III – The due process clause repeats the wording in the 5th Amendment. Among other things, I would think it allows the families of the four murdered students at Kent State in 1970 to sue the state whose National Guard fired the shots. These students were deprived of life and liberty without due process of law.
IV – Ah, the sacred Equal Protection of the Law clause. As I read it literally, it means same sex couples must have the same rights to marry as everyone else. Also, women must be paid the same as men for doing the same work, so all those attempts to pass the ERA (Equal Rights Amendment) over 40 years were unnecessary. It’s all right here. Going back to those states which passed laws banning same sex marriage, they are in violation of this amendment; they are depriving gay couples of the equal protection of the law. Then there’s the “supremacy clause” of Article VI, Section 2. It states that federal law always trumps state law. This is why the Civil Rights Act overruled, say, Alabama’s “reluctance” against serving black people at the Woolworth’s lunch counter. It also came into play when troops enforced integration of schools and universities in Alabama, Mississippi, and Arkansas.
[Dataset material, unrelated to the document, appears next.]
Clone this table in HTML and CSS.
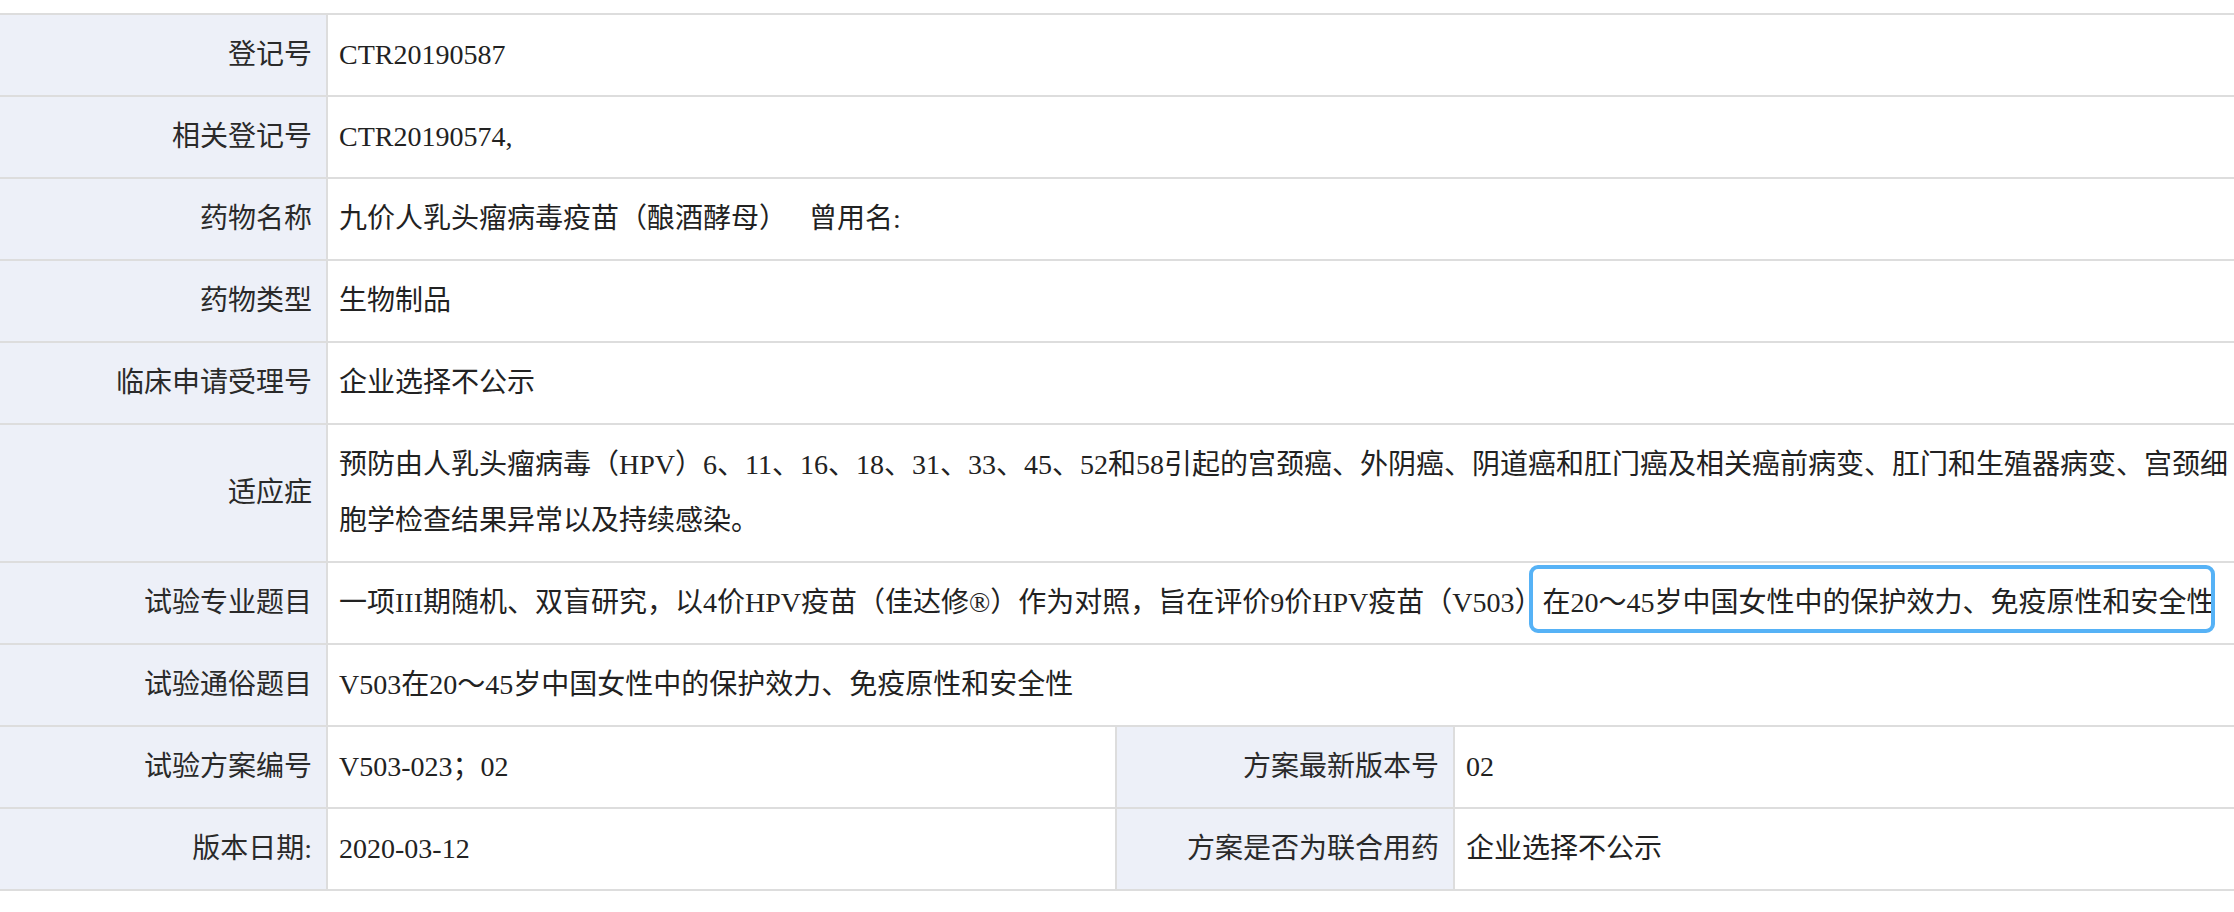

At least some of these injustices are being addressed. The Department of Justice has challenged voter ID laws in two states, and there will probably be more.
I don’t know why more suits aren’t being brought as violations of “equal protection of the law.” Maybe that’s why the Republicans are always pushing for tort reform.
Incidentally, it was the equal protection clause that formed the basis for Ted Olson’s argument in Bush v Gore, that because different counties in Florida counted their ballots differently, it violated Mr. Bush’s rights. The Supreme Court bought it, and the rest, as they say, is history. If this sounds unbelievable, then you don’t know how devious lawyers can be. You could also say this was a very conservative court which was determined to find in favor of Bush, and you’d be correct. The law is a slippery thing, and lawyers are very slippery customers. The law is a lot like the Bible — it’s all in how you choose to interpret it.